+++ Exercise data +++

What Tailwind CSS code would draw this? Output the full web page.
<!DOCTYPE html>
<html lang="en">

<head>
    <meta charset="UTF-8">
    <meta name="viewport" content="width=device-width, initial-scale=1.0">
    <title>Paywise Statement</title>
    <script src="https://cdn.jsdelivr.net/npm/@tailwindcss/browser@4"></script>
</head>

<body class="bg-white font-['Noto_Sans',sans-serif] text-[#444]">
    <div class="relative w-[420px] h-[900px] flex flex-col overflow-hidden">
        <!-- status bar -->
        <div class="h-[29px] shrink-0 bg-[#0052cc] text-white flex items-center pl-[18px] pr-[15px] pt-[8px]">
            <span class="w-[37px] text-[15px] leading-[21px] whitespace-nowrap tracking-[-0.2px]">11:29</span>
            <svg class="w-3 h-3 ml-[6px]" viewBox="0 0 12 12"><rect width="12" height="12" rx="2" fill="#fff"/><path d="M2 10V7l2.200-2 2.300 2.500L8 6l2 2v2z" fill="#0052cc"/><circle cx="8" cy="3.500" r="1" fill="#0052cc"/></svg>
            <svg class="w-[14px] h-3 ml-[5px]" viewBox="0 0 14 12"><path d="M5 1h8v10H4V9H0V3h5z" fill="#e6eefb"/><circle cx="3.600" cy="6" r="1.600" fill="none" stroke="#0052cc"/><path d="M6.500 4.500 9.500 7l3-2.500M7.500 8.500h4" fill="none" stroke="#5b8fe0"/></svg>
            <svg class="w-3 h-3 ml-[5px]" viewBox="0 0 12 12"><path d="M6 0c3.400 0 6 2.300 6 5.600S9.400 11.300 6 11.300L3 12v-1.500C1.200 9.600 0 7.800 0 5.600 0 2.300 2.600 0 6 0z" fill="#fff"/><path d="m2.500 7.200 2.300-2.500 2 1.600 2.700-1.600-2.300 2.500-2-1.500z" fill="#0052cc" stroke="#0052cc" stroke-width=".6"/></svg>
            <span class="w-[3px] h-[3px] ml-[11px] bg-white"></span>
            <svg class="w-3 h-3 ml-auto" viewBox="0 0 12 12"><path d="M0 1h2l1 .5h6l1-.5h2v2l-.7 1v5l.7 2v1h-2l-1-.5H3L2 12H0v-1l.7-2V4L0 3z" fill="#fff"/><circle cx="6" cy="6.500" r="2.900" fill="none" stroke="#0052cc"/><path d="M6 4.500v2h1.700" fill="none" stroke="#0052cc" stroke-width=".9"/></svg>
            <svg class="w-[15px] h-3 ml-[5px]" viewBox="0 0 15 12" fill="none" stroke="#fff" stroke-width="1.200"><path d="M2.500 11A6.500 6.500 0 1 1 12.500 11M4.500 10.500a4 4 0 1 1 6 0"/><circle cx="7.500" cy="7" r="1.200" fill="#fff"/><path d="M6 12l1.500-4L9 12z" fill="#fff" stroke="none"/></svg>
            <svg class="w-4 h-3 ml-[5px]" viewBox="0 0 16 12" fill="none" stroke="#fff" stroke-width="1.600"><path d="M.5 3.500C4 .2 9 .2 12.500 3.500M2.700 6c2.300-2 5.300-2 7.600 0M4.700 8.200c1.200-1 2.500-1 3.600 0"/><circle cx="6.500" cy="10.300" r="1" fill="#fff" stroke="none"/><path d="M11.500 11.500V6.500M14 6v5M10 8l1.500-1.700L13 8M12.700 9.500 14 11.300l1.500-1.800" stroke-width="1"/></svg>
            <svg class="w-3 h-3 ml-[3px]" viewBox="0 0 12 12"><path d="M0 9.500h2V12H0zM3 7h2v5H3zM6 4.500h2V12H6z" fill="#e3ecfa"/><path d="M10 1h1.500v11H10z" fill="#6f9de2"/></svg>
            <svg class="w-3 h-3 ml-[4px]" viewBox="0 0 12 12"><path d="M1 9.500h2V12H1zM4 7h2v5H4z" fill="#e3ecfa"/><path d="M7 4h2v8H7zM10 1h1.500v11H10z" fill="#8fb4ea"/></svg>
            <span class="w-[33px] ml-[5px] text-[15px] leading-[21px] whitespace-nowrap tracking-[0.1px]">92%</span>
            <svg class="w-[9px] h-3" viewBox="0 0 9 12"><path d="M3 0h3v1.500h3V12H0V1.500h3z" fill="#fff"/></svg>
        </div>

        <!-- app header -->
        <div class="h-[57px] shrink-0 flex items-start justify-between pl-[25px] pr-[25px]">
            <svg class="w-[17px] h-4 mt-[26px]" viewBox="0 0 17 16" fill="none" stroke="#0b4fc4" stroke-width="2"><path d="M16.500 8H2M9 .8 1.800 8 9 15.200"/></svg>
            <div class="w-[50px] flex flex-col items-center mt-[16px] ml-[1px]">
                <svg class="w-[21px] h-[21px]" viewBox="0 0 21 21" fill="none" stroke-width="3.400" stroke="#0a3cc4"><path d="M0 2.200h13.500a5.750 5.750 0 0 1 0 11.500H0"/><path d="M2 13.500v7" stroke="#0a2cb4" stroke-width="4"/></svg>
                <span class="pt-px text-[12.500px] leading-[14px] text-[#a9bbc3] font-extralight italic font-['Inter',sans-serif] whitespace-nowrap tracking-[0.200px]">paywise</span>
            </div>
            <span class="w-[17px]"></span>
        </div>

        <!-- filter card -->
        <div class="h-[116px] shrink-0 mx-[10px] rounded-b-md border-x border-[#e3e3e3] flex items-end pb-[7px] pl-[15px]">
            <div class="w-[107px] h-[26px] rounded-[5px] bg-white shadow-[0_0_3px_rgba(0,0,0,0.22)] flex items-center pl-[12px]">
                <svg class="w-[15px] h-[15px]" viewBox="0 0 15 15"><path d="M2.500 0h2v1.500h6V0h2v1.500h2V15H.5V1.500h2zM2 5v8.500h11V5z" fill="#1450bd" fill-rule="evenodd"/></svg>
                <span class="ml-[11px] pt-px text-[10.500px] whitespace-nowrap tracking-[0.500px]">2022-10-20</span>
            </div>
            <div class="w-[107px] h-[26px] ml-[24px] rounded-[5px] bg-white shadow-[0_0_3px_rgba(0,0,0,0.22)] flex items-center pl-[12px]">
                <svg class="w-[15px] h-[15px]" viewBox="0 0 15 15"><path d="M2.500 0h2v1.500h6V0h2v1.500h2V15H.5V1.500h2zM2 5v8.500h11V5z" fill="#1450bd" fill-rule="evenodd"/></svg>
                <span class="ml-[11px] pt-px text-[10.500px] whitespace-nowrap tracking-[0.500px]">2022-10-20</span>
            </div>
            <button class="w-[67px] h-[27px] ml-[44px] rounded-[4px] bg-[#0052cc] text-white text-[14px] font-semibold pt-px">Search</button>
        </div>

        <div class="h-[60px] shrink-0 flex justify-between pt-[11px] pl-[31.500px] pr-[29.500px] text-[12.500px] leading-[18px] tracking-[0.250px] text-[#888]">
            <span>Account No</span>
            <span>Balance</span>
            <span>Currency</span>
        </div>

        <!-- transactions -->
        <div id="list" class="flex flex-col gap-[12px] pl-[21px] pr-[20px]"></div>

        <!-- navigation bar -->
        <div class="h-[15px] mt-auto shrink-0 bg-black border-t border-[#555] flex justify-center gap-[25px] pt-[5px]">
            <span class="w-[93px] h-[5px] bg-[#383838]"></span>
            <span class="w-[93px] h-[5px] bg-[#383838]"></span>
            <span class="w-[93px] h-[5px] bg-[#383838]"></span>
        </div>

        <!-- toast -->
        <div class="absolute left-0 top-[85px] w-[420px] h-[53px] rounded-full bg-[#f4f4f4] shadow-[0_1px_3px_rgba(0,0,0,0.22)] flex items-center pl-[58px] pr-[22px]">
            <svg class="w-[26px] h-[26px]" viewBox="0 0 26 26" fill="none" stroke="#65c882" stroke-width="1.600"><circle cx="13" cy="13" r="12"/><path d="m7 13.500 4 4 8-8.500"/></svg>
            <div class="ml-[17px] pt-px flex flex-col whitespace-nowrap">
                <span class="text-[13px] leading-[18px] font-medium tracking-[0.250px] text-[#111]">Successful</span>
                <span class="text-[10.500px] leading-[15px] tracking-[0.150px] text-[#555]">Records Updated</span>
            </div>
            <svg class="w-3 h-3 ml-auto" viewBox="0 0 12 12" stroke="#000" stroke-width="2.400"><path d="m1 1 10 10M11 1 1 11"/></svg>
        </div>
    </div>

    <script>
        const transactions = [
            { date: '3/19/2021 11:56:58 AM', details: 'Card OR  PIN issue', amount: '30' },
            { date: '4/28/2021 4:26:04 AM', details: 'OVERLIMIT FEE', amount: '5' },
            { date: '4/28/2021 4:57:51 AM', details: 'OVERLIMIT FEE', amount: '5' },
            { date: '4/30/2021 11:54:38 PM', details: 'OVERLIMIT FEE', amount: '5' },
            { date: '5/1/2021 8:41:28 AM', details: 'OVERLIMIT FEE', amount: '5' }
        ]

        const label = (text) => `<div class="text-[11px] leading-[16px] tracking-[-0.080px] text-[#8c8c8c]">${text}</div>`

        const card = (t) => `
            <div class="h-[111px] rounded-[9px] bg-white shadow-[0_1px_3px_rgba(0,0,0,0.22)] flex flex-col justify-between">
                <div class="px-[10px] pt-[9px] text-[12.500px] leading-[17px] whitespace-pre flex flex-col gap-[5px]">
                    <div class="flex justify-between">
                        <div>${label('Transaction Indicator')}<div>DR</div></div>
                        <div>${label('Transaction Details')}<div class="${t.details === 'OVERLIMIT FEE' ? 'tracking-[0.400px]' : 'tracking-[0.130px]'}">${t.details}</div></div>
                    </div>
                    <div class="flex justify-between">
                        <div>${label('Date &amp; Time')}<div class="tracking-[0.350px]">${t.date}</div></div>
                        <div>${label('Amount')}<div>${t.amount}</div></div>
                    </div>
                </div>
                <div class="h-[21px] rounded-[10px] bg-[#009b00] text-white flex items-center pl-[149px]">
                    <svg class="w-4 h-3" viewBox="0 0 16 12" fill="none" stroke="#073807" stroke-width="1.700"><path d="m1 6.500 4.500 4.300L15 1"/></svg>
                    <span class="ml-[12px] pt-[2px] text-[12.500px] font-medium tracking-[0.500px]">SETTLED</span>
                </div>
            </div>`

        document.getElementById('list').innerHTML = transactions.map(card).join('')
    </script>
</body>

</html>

+++
+++ Exercise data +++

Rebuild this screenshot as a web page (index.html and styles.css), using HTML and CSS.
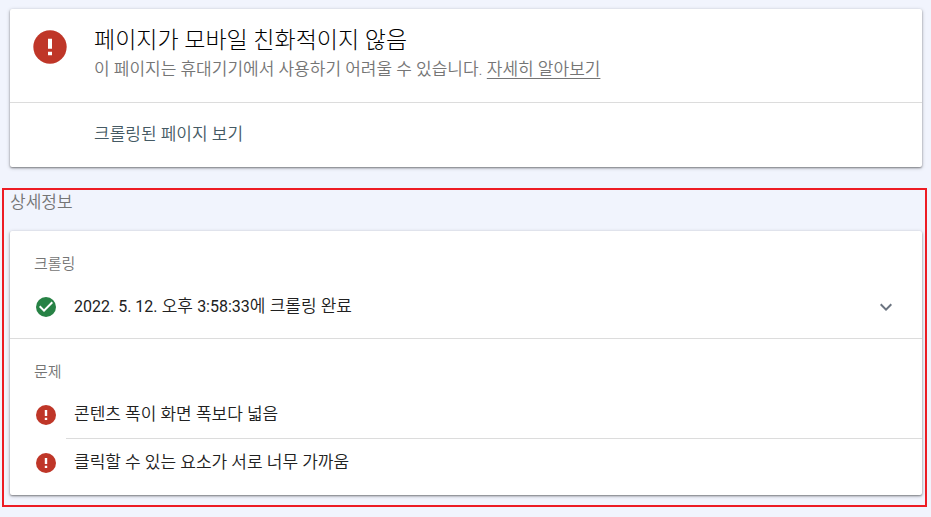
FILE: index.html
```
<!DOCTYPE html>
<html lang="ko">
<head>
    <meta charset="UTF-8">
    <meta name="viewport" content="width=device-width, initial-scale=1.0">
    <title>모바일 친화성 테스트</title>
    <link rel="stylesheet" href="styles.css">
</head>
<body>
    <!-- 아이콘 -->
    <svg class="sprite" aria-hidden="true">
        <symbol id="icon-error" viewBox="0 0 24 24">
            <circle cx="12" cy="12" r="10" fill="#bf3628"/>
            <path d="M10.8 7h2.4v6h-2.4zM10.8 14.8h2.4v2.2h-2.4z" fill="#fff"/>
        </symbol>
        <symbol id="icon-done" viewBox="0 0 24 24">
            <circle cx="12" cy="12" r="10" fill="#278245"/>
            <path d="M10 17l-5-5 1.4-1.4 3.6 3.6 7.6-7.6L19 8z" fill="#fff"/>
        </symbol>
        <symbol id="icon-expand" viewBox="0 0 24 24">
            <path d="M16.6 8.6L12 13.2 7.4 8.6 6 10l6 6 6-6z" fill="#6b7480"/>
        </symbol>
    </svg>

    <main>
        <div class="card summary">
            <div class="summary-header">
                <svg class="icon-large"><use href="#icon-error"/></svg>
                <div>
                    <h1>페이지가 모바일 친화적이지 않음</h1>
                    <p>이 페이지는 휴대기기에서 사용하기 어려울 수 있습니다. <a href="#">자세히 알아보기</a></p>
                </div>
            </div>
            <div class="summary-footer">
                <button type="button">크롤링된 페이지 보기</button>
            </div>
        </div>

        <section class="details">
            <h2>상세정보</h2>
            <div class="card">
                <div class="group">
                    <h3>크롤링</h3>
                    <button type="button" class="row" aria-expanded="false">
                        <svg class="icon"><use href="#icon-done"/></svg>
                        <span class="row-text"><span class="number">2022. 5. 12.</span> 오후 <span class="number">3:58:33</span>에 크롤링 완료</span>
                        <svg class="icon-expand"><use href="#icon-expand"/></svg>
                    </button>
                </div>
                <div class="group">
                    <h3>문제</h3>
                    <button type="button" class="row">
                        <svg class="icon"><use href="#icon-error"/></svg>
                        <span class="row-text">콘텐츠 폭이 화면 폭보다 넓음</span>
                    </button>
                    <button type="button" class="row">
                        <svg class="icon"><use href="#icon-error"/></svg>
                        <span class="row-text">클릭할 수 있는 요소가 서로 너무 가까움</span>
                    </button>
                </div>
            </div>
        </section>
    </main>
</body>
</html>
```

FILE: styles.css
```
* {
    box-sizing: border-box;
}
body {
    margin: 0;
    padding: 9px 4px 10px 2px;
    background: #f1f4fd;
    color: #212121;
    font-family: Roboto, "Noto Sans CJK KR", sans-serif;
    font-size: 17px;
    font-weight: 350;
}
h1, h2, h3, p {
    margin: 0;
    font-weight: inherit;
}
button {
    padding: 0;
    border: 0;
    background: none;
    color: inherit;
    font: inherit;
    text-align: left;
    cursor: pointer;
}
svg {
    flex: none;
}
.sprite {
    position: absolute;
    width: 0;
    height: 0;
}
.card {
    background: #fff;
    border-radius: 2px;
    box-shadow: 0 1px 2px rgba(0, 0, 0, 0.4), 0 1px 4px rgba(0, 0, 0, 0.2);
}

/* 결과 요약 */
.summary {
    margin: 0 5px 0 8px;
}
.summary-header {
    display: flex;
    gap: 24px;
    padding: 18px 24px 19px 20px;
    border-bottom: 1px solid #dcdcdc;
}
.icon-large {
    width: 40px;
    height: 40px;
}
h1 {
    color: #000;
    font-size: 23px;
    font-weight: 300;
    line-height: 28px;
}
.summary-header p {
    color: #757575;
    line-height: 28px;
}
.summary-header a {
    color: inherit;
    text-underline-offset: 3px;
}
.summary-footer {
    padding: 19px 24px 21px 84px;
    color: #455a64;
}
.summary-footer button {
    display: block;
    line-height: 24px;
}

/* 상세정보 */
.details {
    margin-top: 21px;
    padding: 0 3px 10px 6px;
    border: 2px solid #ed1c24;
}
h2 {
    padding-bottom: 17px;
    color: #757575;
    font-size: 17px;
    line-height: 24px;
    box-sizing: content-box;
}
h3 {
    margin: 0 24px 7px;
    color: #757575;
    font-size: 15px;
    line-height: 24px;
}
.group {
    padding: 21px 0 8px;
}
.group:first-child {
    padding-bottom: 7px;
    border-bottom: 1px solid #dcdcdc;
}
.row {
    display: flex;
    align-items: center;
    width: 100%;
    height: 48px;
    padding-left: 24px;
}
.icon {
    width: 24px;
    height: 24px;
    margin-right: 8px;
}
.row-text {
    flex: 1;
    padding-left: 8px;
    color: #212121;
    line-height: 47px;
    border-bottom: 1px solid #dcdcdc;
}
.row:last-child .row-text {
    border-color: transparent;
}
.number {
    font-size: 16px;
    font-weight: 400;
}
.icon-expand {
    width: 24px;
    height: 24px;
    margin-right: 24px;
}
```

+++

# Goal:
Select every line in the records above that contains the word "page".

# Answer to the exercise:
What Tailwind CSS code would draw this? Output the full web page.
Rebuild this screenshot as a web page (index.html and styles.css), using HTML and CSS.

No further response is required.